|Ooh, see that girl, watch that scene, digging the dancing queen|
Pulitzer Prize-winning US journalist Mike Glenn made an observation yesterday:
One of the most pernicious practices in journalism today is when reporters find something on social media (say, a video of a young woman dancing), troll for critical reactions then fabricate a trend story based on one or two tweets from relative nobodies.
Meanwhile, BBC Trending has taken one such fabricated story and spun it to smear US conservatives as a whole.
You'll get a sense of the piece's loaded tone from just its first two paragraphs (though the bits about 'conservatives' come later):
In the eyes of some social media critics the United States' youngest-ever congresswoman can do no right.

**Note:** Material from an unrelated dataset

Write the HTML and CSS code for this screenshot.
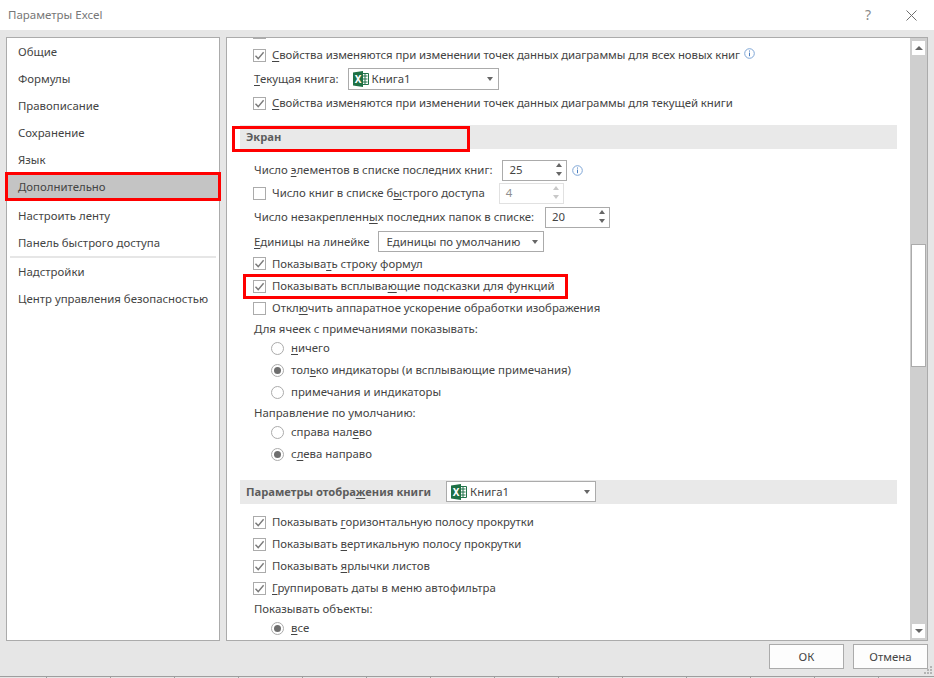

To a lengthy list of past misdemeanours, including her clothes and not being rich, can now be added the grievous crime of dancing while in college.It continues:
A day before Alexandria Ocasio-Cortez was officially sworn-in, near decade-old footage of the congresswoman dancing as a student at Boston University re-emerged on Twitter, apparently in an effort to embarrass her.
On Friday Ms Ocasio-Cortez posted a new video of her dancing outside her new office in the halls of Congress to the tune of War by Edwin Starr.
"I hear the GOP thinks women dancing are scandalous. Wait till they find out Congresswomen dance too!" she wrote, referring to the Republican Party.The whole thing reads like a partisan defence of Ms O-C.
Anyhow, a short exchange on social media now follows:
Neil Gooch: This is a nonsense story but a really good example of how subtle BBC bias works. Cleverly goes right up to the line of outright dishonesty but stays just this side.
Steffan John: How is it outright dishonesty?
Niall Gooch: It's not. But it gets very near to it by declining to mention for e.g. that not one single elected Republican or GOP official has been critical of the video and therefore that AOC is being a bit disingenuous.